The car as a marketplace
Until such advanced technology is sorted out, there are a few advancements that are expected to take control in the near future. One of them being the ability to turn a vehicle into a marketplace for the driver and the vehicle’s passengers.
“The concept of this is to bring in retail capabilities for vehicle occupants that are available directly from the vehicle,” Leveque said.
Consumers can do things like buy fuel, pay for parking, order and pay for food, book hotels and navigate while behind the wheel.
“This marketplace provides extra features in the sense that it also limits options to reduce driver distraction,” Leveque said. “For instance, a Starbucks customer can order from the car while it is being driven but only with a few choices based on previous orders that will be displayed.”
Actions that require more involvement or concentration can be performed when the vehicle is in park or through the use of a virtual personal assistant. IHS Markit expects nearly 700 million virtual personal assistants will be enabled in vehicles – whether embedded, through mobile devices or connection via home devices – by 2024.

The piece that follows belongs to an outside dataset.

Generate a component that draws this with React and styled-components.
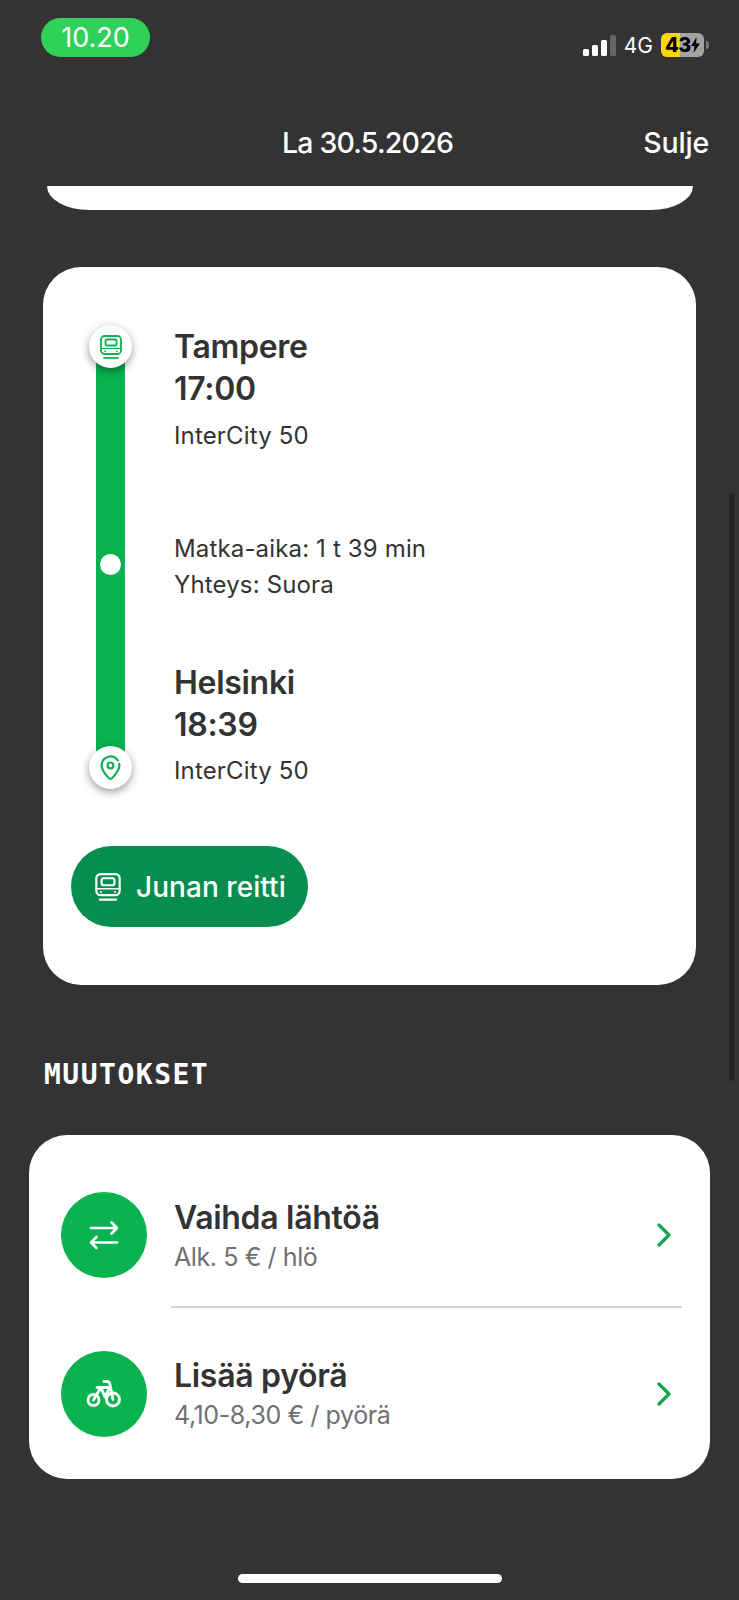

Tied into the marketplace inside the car is the biggest trend automotive executive see going to 2030: connectivity and digitization.
Nearly 60 per cent of auto execs worldwide – including 86 per cent in Canada – told KPMG that they see the need for seamless, individualized, safe and on-demand technology in the future mobility ecosystem. In order for consumers to order coffee or book a hotel from their vehicles, connectivity and digitization are essential.
“The automotive industry is heading into a restructuring phase in which it becomes steadily more important to build on the core competencies and expertise developed over the last decades, while simultaneously defining the role in the new ecosystem that secures future revenue streams,” KPMG’s report said.